Problem description: Everything from the line with "Write the React, TypeScript" down to the line with "const days = ['日', '月', '火', '水', '木', '金', '土'];" below must be printed exactly, those two lines included. Exclude pictures.

Data records:
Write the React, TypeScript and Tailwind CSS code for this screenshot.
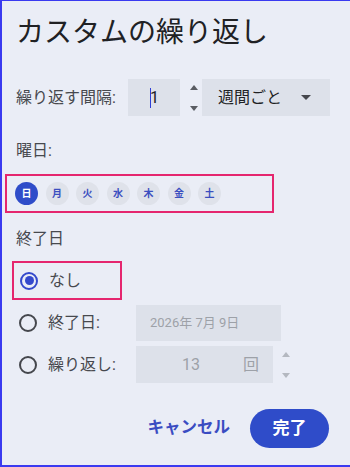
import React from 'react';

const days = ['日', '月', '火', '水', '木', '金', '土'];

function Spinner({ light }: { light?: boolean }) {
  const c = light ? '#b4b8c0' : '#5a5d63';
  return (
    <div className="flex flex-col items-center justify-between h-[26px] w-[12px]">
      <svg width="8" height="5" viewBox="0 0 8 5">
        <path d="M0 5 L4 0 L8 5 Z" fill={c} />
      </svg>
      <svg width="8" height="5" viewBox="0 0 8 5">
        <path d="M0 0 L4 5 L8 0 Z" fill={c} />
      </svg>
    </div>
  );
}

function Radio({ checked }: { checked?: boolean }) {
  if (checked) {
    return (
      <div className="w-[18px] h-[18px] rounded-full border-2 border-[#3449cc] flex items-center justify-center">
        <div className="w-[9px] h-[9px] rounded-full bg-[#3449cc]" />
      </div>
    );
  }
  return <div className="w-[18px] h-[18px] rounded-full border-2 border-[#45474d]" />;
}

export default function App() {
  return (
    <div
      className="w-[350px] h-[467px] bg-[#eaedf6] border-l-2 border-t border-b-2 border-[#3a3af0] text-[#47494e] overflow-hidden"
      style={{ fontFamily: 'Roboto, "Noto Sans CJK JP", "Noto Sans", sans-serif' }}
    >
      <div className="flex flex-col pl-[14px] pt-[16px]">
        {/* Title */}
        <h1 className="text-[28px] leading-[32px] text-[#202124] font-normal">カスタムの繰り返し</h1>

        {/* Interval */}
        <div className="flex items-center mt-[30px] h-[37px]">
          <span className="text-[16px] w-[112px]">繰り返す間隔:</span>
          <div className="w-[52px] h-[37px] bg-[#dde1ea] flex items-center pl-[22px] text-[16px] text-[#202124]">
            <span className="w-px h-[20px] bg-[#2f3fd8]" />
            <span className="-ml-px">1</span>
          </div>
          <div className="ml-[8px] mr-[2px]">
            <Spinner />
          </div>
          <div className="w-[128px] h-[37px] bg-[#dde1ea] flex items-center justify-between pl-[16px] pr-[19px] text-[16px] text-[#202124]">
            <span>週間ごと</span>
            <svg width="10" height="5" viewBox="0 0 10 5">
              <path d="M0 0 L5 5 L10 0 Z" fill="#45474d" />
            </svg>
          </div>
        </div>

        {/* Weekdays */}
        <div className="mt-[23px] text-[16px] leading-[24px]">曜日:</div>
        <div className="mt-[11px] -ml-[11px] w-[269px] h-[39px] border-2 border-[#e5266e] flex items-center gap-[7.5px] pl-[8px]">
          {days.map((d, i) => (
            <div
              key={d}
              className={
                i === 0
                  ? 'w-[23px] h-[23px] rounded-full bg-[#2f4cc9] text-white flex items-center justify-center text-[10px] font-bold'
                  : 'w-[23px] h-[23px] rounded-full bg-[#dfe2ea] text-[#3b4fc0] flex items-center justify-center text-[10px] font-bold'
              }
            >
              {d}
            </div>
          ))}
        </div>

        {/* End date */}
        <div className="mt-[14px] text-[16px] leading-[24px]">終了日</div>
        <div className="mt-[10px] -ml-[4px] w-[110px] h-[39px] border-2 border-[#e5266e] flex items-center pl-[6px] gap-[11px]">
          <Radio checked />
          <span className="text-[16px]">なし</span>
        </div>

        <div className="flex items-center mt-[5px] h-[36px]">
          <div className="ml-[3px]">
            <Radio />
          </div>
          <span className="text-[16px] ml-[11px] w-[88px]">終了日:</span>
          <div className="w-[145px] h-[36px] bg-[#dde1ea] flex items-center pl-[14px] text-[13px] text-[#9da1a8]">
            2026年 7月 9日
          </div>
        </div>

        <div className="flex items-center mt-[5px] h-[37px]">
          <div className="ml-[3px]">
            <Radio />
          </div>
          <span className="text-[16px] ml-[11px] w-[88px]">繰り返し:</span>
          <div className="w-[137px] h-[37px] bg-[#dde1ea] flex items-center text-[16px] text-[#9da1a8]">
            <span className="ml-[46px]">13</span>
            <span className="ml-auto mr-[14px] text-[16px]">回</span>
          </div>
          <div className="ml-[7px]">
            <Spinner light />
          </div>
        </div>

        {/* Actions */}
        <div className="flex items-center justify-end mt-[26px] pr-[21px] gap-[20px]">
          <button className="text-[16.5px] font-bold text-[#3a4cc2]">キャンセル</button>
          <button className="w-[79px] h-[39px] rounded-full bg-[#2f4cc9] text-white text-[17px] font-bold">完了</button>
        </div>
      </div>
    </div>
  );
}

==

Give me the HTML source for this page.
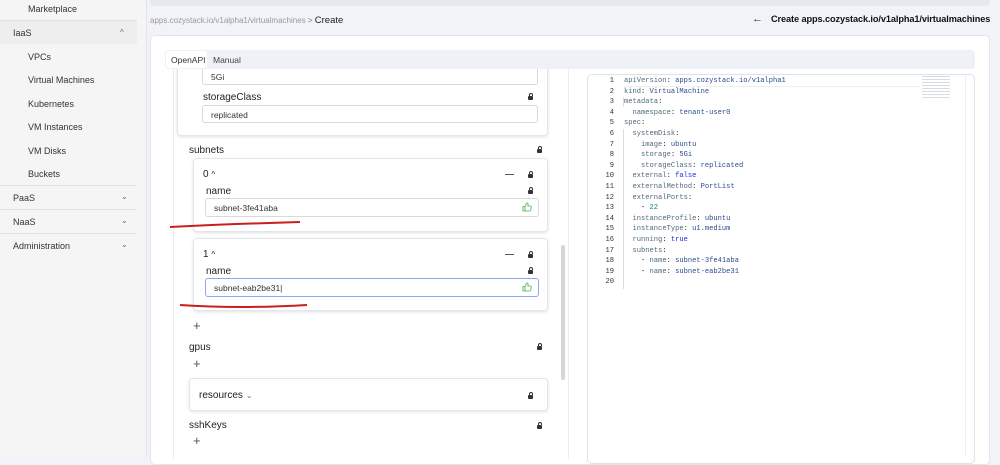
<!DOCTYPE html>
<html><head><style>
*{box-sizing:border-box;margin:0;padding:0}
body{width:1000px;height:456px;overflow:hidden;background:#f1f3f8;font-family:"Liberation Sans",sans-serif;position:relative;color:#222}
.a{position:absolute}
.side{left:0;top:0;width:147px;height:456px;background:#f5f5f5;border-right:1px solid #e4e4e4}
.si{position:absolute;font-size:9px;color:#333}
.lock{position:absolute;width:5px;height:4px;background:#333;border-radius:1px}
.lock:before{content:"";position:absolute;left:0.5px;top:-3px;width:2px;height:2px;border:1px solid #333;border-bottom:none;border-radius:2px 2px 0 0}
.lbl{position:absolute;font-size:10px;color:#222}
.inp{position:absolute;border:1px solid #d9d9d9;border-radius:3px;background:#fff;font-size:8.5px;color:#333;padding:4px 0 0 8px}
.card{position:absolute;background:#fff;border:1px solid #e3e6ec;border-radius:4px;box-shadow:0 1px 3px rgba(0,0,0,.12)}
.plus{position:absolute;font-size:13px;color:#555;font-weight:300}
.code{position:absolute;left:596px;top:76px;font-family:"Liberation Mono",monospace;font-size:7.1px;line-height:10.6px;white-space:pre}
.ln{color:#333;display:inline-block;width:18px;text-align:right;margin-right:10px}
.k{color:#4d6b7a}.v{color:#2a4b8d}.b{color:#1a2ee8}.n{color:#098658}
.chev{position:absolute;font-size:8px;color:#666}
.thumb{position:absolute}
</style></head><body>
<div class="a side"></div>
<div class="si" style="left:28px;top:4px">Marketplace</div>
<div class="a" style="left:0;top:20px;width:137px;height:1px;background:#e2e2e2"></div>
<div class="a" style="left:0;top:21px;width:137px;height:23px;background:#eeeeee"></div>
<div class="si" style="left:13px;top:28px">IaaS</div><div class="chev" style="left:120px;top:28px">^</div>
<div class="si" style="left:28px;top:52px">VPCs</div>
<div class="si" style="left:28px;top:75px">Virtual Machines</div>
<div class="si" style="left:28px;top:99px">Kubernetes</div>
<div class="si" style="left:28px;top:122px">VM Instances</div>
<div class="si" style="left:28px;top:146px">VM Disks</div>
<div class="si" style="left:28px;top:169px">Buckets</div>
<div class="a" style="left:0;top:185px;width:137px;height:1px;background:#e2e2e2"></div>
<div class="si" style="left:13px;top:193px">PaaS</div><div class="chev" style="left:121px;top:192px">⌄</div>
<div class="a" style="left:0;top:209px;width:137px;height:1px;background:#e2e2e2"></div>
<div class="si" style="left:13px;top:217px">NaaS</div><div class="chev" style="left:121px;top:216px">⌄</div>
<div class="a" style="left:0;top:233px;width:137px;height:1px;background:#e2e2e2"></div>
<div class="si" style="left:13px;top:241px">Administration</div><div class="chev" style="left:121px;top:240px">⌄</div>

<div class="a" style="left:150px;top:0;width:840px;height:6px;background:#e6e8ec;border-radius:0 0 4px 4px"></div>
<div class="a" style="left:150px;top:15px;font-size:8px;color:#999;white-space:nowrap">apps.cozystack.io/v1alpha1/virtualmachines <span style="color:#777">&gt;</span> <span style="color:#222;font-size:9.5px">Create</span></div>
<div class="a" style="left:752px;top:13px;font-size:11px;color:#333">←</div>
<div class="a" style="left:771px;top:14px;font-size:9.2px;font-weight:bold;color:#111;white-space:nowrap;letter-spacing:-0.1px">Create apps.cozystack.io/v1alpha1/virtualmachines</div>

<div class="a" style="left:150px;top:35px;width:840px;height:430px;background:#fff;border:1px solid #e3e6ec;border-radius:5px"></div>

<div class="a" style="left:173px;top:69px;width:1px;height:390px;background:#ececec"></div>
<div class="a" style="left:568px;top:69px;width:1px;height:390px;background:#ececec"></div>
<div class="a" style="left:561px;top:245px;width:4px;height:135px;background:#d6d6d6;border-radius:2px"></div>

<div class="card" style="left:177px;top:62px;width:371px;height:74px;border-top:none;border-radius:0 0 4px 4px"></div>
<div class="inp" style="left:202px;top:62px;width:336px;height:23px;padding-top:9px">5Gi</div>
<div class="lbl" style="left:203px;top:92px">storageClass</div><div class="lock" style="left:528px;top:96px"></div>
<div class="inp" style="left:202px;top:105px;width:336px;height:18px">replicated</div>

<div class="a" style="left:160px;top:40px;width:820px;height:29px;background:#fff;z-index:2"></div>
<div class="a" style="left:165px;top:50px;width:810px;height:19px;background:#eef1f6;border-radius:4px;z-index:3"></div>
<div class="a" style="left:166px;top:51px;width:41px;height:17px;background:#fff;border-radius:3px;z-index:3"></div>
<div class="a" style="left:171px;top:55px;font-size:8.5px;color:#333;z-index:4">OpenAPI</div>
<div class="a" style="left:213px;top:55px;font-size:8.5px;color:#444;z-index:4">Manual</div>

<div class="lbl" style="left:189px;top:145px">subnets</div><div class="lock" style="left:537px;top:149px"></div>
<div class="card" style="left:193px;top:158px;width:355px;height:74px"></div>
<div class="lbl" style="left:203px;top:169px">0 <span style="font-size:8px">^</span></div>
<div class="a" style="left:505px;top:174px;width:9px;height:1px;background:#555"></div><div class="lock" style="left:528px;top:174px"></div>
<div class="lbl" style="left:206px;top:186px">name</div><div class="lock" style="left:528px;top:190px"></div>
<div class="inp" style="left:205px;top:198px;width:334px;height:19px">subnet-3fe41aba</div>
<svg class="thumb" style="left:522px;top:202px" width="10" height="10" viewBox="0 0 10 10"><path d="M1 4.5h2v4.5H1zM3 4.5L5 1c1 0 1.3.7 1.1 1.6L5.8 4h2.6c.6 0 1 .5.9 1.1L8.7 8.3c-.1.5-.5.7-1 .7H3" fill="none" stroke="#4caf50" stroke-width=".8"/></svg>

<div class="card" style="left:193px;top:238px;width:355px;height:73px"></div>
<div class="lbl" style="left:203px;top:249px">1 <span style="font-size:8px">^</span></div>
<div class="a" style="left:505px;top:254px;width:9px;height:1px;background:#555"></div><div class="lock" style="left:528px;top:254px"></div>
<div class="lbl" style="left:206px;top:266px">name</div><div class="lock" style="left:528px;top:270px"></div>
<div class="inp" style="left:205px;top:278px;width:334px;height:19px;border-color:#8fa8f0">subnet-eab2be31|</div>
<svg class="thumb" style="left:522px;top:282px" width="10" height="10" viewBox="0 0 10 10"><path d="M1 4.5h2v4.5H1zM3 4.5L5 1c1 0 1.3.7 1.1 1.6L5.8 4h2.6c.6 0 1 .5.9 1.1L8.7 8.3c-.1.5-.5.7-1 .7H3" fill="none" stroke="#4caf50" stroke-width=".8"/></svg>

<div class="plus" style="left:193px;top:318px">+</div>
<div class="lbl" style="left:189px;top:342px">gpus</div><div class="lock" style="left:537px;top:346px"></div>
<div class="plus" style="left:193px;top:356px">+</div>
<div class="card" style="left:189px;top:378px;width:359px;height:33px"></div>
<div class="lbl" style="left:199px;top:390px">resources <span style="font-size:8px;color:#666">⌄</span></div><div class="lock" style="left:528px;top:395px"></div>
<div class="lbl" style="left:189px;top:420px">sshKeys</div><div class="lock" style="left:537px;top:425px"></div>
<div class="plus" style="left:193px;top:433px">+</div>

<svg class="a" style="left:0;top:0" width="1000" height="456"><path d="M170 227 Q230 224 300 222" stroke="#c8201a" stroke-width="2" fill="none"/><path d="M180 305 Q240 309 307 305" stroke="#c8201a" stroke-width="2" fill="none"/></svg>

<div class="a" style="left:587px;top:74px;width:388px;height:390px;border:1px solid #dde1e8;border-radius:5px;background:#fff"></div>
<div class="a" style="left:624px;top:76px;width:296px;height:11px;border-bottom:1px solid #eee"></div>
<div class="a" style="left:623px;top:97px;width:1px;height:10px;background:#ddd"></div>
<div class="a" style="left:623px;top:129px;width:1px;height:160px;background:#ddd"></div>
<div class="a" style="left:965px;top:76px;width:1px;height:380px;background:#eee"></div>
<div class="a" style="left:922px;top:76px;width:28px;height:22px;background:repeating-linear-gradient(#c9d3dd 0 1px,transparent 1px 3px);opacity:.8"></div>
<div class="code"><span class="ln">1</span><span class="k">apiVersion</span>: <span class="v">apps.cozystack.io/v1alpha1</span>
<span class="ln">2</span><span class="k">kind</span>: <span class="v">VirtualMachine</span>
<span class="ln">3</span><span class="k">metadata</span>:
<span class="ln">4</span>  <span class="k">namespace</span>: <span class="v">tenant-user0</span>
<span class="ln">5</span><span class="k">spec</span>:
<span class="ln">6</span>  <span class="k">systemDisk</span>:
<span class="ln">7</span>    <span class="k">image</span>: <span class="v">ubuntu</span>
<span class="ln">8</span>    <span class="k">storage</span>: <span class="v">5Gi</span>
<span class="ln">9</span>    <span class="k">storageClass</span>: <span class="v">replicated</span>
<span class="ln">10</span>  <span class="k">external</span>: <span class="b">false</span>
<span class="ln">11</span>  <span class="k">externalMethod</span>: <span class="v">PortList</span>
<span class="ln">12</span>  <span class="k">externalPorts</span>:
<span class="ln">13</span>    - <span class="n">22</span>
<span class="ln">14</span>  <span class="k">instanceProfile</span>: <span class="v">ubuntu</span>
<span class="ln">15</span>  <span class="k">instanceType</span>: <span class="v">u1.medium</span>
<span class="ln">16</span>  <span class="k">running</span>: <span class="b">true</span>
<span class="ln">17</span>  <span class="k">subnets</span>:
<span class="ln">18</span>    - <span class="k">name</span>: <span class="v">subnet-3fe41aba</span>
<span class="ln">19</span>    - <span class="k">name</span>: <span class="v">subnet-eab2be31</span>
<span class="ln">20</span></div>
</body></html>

Reply to the exercise:
Write the React, TypeScript and Tailwind CSS code for this screenshot.
import React from 'react';

const days = ['日', '月', '火', '水', '木', '金', '土'];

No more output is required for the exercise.